PROVIDED MATERIAL
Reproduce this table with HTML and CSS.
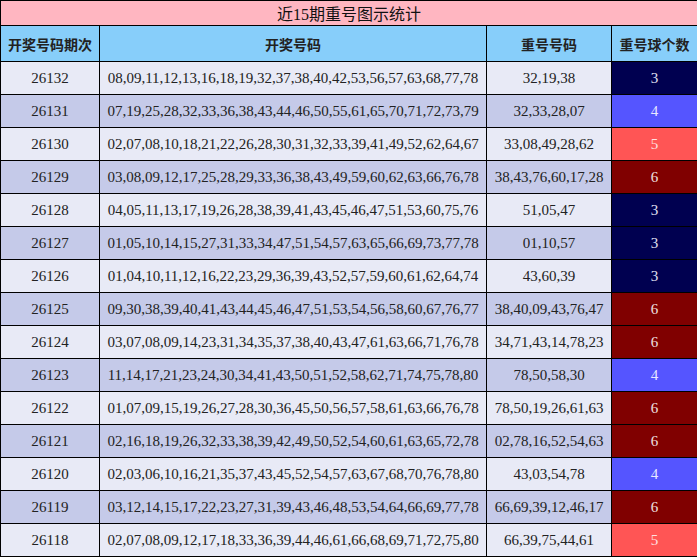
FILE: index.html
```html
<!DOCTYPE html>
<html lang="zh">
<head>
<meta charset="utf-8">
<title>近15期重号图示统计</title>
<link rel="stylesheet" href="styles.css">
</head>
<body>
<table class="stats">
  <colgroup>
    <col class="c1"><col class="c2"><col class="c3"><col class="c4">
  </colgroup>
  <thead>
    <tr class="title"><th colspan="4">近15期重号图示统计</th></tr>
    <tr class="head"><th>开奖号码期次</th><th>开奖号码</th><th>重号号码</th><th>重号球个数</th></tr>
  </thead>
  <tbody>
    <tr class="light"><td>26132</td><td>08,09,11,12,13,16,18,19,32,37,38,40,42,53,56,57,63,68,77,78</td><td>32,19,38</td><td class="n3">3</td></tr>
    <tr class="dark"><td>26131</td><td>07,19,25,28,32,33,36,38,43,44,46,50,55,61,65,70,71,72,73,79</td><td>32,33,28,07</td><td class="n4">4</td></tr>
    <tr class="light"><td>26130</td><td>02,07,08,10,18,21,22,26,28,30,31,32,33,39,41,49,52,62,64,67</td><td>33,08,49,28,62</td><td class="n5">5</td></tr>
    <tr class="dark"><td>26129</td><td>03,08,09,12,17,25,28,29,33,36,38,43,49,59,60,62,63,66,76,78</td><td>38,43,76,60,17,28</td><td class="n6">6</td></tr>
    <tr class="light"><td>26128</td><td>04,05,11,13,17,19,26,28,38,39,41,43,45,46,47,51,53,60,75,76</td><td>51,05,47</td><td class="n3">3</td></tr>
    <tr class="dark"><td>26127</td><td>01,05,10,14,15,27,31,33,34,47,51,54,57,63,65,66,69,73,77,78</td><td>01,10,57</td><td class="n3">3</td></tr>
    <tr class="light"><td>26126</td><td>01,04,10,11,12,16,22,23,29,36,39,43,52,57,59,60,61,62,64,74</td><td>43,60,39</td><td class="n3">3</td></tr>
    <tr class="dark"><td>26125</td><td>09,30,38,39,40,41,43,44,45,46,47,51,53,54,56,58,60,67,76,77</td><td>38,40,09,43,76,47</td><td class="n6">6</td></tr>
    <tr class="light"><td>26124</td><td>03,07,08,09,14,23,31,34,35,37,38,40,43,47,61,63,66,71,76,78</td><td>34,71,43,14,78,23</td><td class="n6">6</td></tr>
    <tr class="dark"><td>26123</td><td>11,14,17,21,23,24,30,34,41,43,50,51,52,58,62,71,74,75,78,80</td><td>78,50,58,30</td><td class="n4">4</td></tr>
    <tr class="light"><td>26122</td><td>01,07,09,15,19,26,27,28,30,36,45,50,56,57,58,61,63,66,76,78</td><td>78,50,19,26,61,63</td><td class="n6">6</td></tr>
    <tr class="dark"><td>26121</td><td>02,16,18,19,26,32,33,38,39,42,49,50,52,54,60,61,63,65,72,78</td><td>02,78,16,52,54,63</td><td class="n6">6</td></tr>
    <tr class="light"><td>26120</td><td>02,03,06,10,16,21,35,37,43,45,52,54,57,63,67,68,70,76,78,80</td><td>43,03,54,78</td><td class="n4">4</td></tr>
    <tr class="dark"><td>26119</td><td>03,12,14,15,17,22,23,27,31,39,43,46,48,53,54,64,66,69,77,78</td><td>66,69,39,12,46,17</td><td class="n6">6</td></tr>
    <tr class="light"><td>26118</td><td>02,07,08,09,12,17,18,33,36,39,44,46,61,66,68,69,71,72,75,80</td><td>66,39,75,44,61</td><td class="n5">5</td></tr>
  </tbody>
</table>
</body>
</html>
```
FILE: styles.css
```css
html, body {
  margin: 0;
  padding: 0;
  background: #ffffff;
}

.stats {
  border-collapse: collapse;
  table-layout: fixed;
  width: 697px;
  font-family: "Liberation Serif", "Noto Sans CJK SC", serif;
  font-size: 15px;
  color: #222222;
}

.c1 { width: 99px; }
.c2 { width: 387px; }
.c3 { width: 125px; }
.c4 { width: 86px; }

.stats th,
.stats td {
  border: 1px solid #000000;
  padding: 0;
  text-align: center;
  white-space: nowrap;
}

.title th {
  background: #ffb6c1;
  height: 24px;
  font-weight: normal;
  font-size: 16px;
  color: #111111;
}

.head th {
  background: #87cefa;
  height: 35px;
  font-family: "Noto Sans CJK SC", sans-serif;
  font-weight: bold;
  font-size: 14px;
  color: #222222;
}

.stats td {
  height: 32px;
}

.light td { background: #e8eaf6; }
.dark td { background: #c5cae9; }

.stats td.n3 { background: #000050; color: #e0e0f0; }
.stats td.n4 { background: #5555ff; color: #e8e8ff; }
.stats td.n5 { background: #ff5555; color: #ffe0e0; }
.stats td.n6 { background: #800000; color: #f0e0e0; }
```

THE PROBLEM
Output each line exactly; omit every picture.

WORKED ANSWER
Reproduce this table with HTML and CSS.
FILE: index.html
```html
<!DOCTYPE html>
<html lang="zh">
<head>
<meta charset="utf-8">
<title>近15期重号图示统计</title>
<link rel="stylesheet" href="styles.css">
</head>
<body>
<table class="stats">
  <colgroup>
    <col class="c1"><col class="c2"><col class="c3"><col class="c4">
  </colgroup>
  <thead>
    <tr class="title"><th colspan="4">近15期重号图示统计</th></tr>
    <tr class="head"><th>开奖号码期次</th><th>开奖号码</th><th>重号号码</th><th>重号球个数</th></tr>
  </thead>
  <tbody>
    <tr class="light"><td>26132</td><td>08,09,11,12,13,16,18,19,32,37,38,40,42,53,56,57,63,68,77,78</td><td>32,19,38</td><td class="n3">3</td></tr>
    <tr class="dark"><td>26131</td><td>07,19,25,28,32,33,36,38,43,44,46,50,55,61,65,70,71,72,73,79</td><td>32,33,28,07</td><td class="n4">4</td></tr>
    <tr class="light"><td>26130</td><td>02,07,08,10,18,21,22,26,28,30,31,32,33,39,41,49,52,62,64,67</td><td>33,08,49,28,62</td><td class="n5">5</td></tr>
    <tr class="dark"><td>26129</td><td>03,08,09,12,17,25,28,29,33,36,38,43,49,59,60,62,63,66,76,78</td><td>38,43,76,60,17,28</td><td class="n6">6</td></tr>
    <tr class="light"><td>26128</td><td>04,05,11,13,17,19,26,28,38,39,41,43,45,46,47,51,53,60,75,76</td><td>51,05,47</td><td class="n3">3</td></tr>
    <tr class="dark"><td>26127</td><td>01,05,10,14,15,27,31,33,34,47,51,54,57,63,65,66,69,73,77,78</td><td>01,10,57</td><td class="n3">3</td></tr>
    <tr class="light"><td>26126</td><td>01,04,10,11,12,16,22,23,29,36,39,43,52,57,59,60,61,62,64,74</td><td>43,60,39</td><td class="n3">3</td></tr>
    <tr class="dark"><td>26125</td><td>09,30,38,39,40,41,43,44,45,46,47,51,53,54,56,58,60,67,76,77</td><td>38,40,09,43,76,47</td><td class="n6">6</td></tr>
    <tr class="light"><td>26124</td><td>03,07,08,09,14,23,31,34,35,37,38,40,43,47,61,63,66,71,76,78</td><td>34,71,43,14,78,23</td><td class="n6">6</td></tr>
    <tr class="dark"><td>26123</td><td>11,14,17,21,23,24,30,34,41,43,50,51,52,58,62,71,74,75,78,80</td><td>78,50,58,30</td><td class="n4">4</td></tr>
    <tr class="light"><td>26122</td><td>01,07,09,15,19,26,27,28,30,36,45,50,56,57,58,61,63,66,76,78</td><td>78,50,19,26,61,63</td><td class="n6">6</td></tr>
    <tr class="dark"><td>26121</td><td>02,16,18,19,26,32,33,38,39,42,49,50,52,54,60,61,63,65,72,78</td><td>02,78,16,52,54,63</td><td class="n6">6</td></tr>
    <tr class="light"><td>26120</td><td>02,03,06,10,16,21,35,37,43,45,52,54,57,63,67,68,70,76,78,80</td><td>43,03,54,78</td><td class="n4">4</td></tr>
    <tr class="dark"><td>26119</td><td>03,12,14,15,17,22,23,27,31,39,43,46,48,53,54,64,66,69,77,78</td><td>66,69,39,12,46,17</td><td class="n6">6</td></tr>
    <tr class="light"><td>26118</td><td>02,07,08,09,12,17,18,33,36,39,44,46,61,66,68,69,71,72,75,80</td><td>66,39,75,44,61</td><td class="n5">5</td></tr>
  </tbody>
</table>
</body>
</html>
```
FILE: styles.css
```css
html, body {
  margin: 0;
  padding: 0;
  background: #ffffff;
}

.stats {
  border-collapse: collapse;
  table-layout: fixed;
  width: 697px;
  font-family: "Liberation Serif", "Noto Sans CJK SC", serif;
  font-size: 15px;
  color: #222222;
}

.c1 { width: 99px; }
.c2 { width: 387px; }
.c3 { width: 125px; }
.c4 { width: 86px; }

.stats th,
.stats td {
  border: 1px solid #000000;
  padding: 0;
  text-align: center;
  white-space: nowrap;
}

.title th {
  background: #ffb6c1;
  height: 24px;
  font-weight: normal;
  font-size: 16px;
  color: #111111;
}

.head th {
  background: #87cefa;
  height: 35px;
  font-family: "Noto Sans CJK SC", sans-serif;
  font-weight: bold;
  font-size: 14px;
  color: #222222;
}

.stats td {
  height: 32px;
}

.light td { background: #e8eaf6; }
.dark td { background: #c5cae9; }

.stats td.n3 { background: #000050; color: #e0e0f0; }
.stats td.n4 { background: #5555ff; color: #e8e8ff; }
.stats td.n5 { background: #ff5555; color: #ffe0e0; }
.stats td.n6 { background: #800000; color: #f0e0e0; }
```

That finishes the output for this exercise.